→ **Source excerpt**:
┌──

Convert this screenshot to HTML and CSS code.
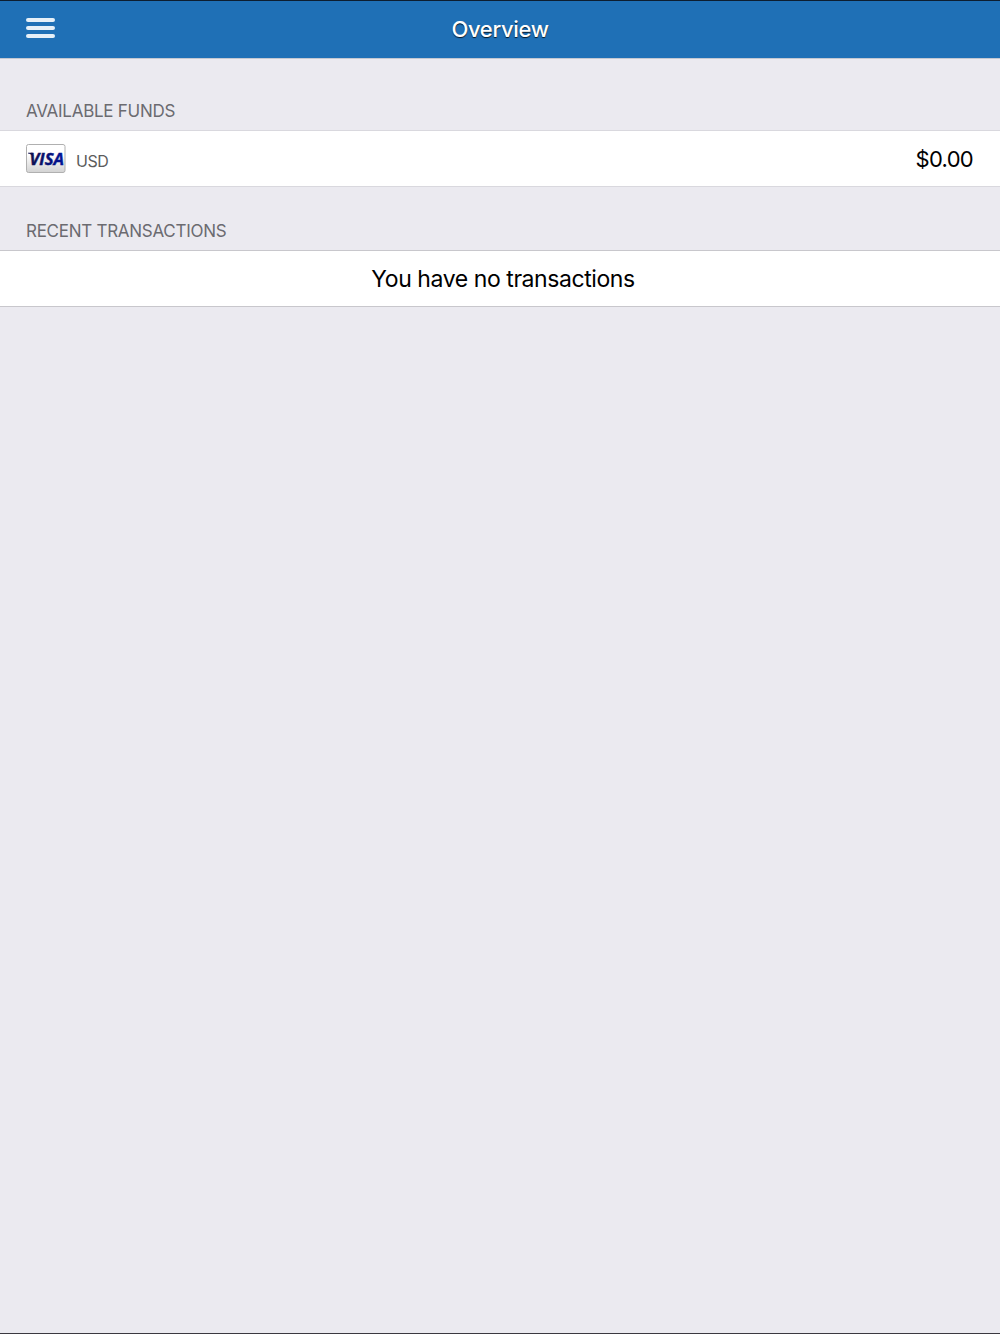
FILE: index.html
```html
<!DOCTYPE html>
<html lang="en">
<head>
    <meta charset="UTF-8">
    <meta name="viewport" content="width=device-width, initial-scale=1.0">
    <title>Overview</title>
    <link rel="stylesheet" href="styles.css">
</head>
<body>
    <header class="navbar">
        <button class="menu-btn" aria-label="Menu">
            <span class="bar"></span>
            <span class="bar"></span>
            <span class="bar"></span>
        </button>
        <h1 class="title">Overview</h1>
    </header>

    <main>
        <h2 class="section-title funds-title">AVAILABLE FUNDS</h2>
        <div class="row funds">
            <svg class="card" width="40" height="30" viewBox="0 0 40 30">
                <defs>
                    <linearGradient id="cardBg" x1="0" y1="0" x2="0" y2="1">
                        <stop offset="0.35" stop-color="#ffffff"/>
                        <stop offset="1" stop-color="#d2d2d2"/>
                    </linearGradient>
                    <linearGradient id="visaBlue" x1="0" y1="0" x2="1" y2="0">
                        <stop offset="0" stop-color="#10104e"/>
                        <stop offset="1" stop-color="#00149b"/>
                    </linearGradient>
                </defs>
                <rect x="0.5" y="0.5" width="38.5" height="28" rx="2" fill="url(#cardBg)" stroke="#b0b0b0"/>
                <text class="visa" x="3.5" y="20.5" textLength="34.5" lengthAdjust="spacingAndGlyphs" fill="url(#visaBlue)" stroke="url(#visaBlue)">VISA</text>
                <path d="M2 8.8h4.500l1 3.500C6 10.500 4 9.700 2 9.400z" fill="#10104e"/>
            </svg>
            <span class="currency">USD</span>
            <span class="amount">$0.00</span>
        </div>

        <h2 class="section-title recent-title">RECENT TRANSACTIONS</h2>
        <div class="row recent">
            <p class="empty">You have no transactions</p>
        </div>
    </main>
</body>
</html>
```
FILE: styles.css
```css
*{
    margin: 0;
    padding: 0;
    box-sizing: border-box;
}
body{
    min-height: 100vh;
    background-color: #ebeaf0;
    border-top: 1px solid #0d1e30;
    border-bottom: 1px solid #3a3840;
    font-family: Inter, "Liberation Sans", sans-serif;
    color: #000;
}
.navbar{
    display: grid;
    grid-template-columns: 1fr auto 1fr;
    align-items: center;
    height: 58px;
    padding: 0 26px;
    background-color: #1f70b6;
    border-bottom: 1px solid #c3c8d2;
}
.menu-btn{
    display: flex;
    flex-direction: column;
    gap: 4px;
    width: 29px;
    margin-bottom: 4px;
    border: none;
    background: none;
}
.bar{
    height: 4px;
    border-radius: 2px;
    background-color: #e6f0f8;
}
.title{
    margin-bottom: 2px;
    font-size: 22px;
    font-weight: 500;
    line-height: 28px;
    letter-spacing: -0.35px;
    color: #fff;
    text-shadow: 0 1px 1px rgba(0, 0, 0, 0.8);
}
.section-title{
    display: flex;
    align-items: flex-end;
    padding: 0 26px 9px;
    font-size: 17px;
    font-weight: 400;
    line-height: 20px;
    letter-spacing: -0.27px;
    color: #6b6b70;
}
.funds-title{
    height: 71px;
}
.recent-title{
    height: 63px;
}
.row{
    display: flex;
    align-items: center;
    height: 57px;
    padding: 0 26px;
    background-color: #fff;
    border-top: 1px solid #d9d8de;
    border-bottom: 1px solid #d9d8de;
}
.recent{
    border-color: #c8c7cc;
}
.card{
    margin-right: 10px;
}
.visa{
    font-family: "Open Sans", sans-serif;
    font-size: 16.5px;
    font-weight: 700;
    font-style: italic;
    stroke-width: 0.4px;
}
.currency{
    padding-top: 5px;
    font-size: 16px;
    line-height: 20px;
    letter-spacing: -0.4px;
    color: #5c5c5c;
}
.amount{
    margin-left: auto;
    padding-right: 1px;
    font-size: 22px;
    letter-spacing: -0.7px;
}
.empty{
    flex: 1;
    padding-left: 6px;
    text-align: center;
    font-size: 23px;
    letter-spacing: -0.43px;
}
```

└──

→ **Job**: Images should not appear in the copy; retype the listing above exactly.

→ **Correct result**:
Convert this screenshot to HTML and CSS code.
FILE: index.html
```html
<!DOCTYPE html>
<html lang="en">
<head>
    <meta charset="UTF-8">
    <meta name="viewport" content="width=device-width, initial-scale=1.0">
    <title>Overview</title>
    <link rel="stylesheet" href="styles.css">
</head>
<body>
    <header class="navbar">
        <button class="menu-btn" aria-label="Menu">
            <span class="bar"></span>
            <span class="bar"></span>
            <span class="bar"></span>
        </button>
        <h1 class="title">Overview</h1>
    </header>

    <main>
        <h2 class="section-title funds-title">AVAILABLE FUNDS</h2>
        <div class="row funds">
            <svg class="card" width="40" height="30" viewBox="0 0 40 30">
                <defs>
                    <linearGradient id="cardBg" x1="0" y1="0" x2="0" y2="1">
                        <stop offset="0.35" stop-color="#ffffff"/>
                        <stop offset="1" stop-color="#d2d2d2"/>
                    </linearGradient>
                    <linearGradient id="visaBlue" x1="0" y1="0" x2="1" y2="0">
                        <stop offset="0" stop-color="#10104e"/>
                        <stop offset="1" stop-color="#00149b"/>
                    </linearGradient>
                </defs>
                <rect x="0.5" y="0.5" width="38.5" height="28" rx="2" fill="url(#cardBg)" stroke="#b0b0b0"/>
                <text class="visa" x="3.5" y="20.5" textLength="34.5" lengthAdjust="spacingAndGlyphs" fill="url(#visaBlue)" stroke="url(#visaBlue)">VISA</text>
                <path d="M2 8.8h4.500l1 3.500C6 10.500 4 9.700 2 9.400z" fill="#10104e"/>
            </svg>
            <span class="currency">USD</span>
            <span class="amount">$0.00</span>
        </div>

        <h2 class="section-title recent-title">RECENT TRANSACTIONS</h2>
        <div class="row recent">
            <p class="empty">You have no transactions</p>
        </div>
    </main>
</body>
</html>
```
FILE: styles.css
```css
*{
    margin: 0;
    padding: 0;
    box-sizing: border-box;
}
body{
    min-height: 100vh;
    background-color: #ebeaf0;
    border-top: 1px solid #0d1e30;
    border-bottom: 1px solid #3a3840;
    font-family: Inter, "Liberation Sans", sans-serif;
    color: #000;
}
.navbar{
    display: grid;
    grid-template-columns: 1fr auto 1fr;
    align-items: center;
    height: 58px;
    padding: 0 26px;
    background-color: #1f70b6;
    border-bottom: 1px solid #c3c8d2;
}
.menu-btn{
    display: flex;
    flex-direction: column;
    gap: 4px;
    width: 29px;
    margin-bottom: 4px;
    border: none;
    background: none;
}
.bar{
    height: 4px;
    border-radius: 2px;
    background-color: #e6f0f8;
}
.title{
    margin-bottom: 2px;
    font-size: 22px;
    font-weight: 500;
    line-height: 28px;
    letter-spacing: -0.35px;
    color: #fff;
    text-shadow: 0 1px 1px rgba(0, 0, 0, 0.8);
}
.section-title{
    display: flex;
    align-items: flex-end;
    padding: 0 26px 9px;
    font-size: 17px;
    font-weight: 400;
    line-height: 20px;
    letter-spacing: -0.27px;
    color: #6b6b70;
}
.funds-title{
    height: 71px;
}
.recent-title{
    height: 63px;
}
.row{
    display: flex;
    align-items: center;
    height: 57px;
    padding: 0 26px;
    background-color: #fff;
    border-top: 1px solid #d9d8de;
    border-bottom: 1px solid #d9d8de;
}
.recent{
    border-color: #c8c7cc;
}
.card{
    margin-right: 10px;
}
.visa{
    font-family: "Open Sans", sans-serif;
    font-size: 16.5px;
    font-weight: 700;
    font-style: italic;
    stroke-width: 0.4px;
}
.currency{
    padding-top: 5px;
    font-size: 16px;
    line-height: 20px;
    letter-spacing: -0.4px;
    color: #5c5c5c;
}
.amount{
    margin-left: auto;
    padding-right: 1px;
    font-size: 22px;
    letter-spacing: -0.7px;
}
.empty{
    flex: 1;
    padding-left: 6px;
    text-align: center;
    font-size: 23px;
    letter-spacing: -0.43px;
}
```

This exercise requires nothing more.